Sound believable, gentle readers?

He did not respond to questions about who ordered the deputy sheriff to visit the child’s home or why the visit was necessary – especially since the family complied with the school’s directives.

‘The District remains committed to ensuring an environment where all students, regardless of religious affiliation or belief, are free to learn and reach their full potential,’ Maldonado said.

Isn’t that nice, educratic jargon?
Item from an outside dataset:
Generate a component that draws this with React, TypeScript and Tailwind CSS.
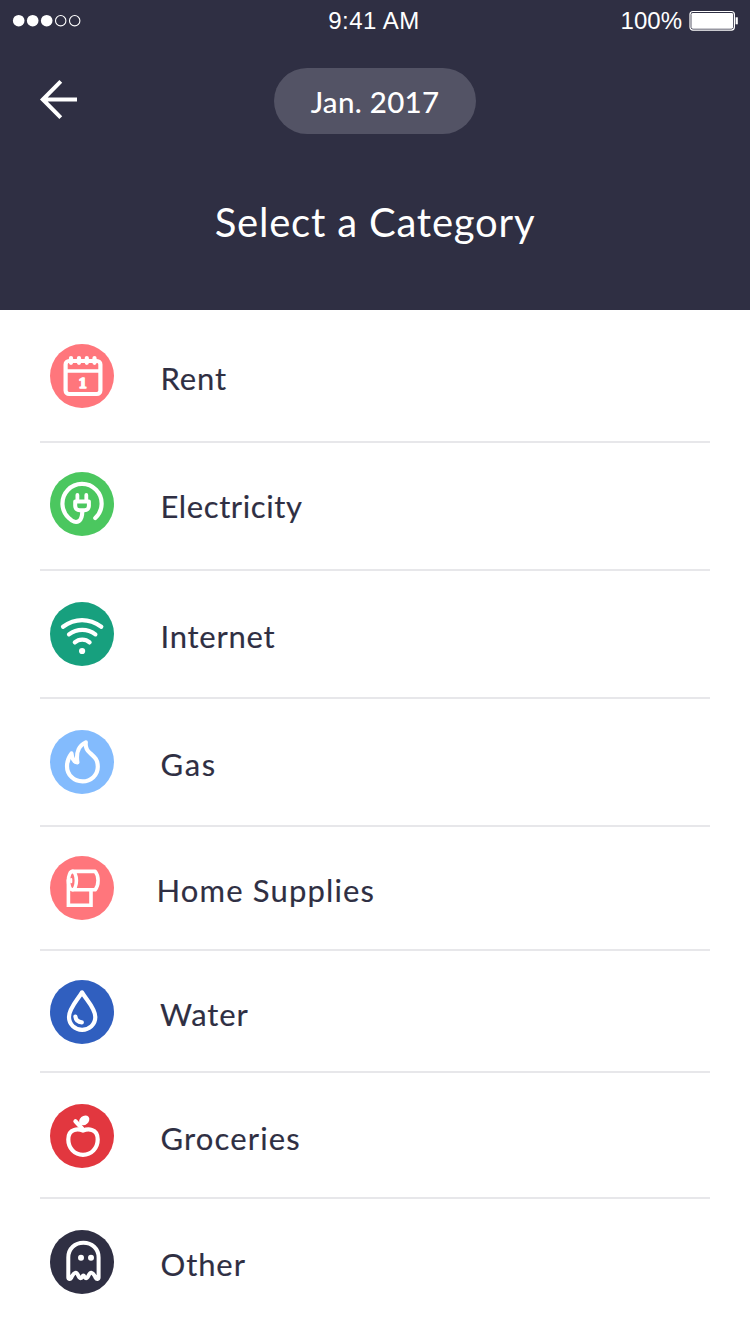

It seems to say something meaningful, yet says nothing at all.

I would expect something like this to happen in Communist Romania – where I went to elementary school – but cops don’t bully 7-year-olds who want to talk about Jesus in the Land of the Free,’ Mihet said.

Students do not check their constitutional rights at the schoolhouse door, he said.’ [skip]

Liberty Counsel is demanding the school stop its policy of suppressing and censoring student religious speech. If they fail to comply, the school could face a federal lawsuit.’

And for good measure – we can only hope that Liberty Counsel will use a deputy sheriff to hand deliver the lawsuit to the school’s principal.

Cute, but unlikely.

As I’ve already noted, I cannot confirm all of the facts alleged by Fox and the Liberty Counsel in this case. However, this sort of behavior by school authorities, particularly in blue states, is not uncommon. In many cases, they inadvertently infringe on the rights of students out of an honest desire to adhere to the letter of the law. Unfortunately, they are often unaware of the letter and application of the law. Sometimes, they act based on progressive political ideology, which tends to be suspicious of, even abusive toward, Christianity. In such cases, the letter and spirit of the law don’t matter–to them.

I do not know which motivation is at work here. However, the main actor is the school, not the deputy who apparently needs a bit more specific training on the Constitution and the limitations of his authority.

I’ll continue to follow the case and update if there is anything interesting to report.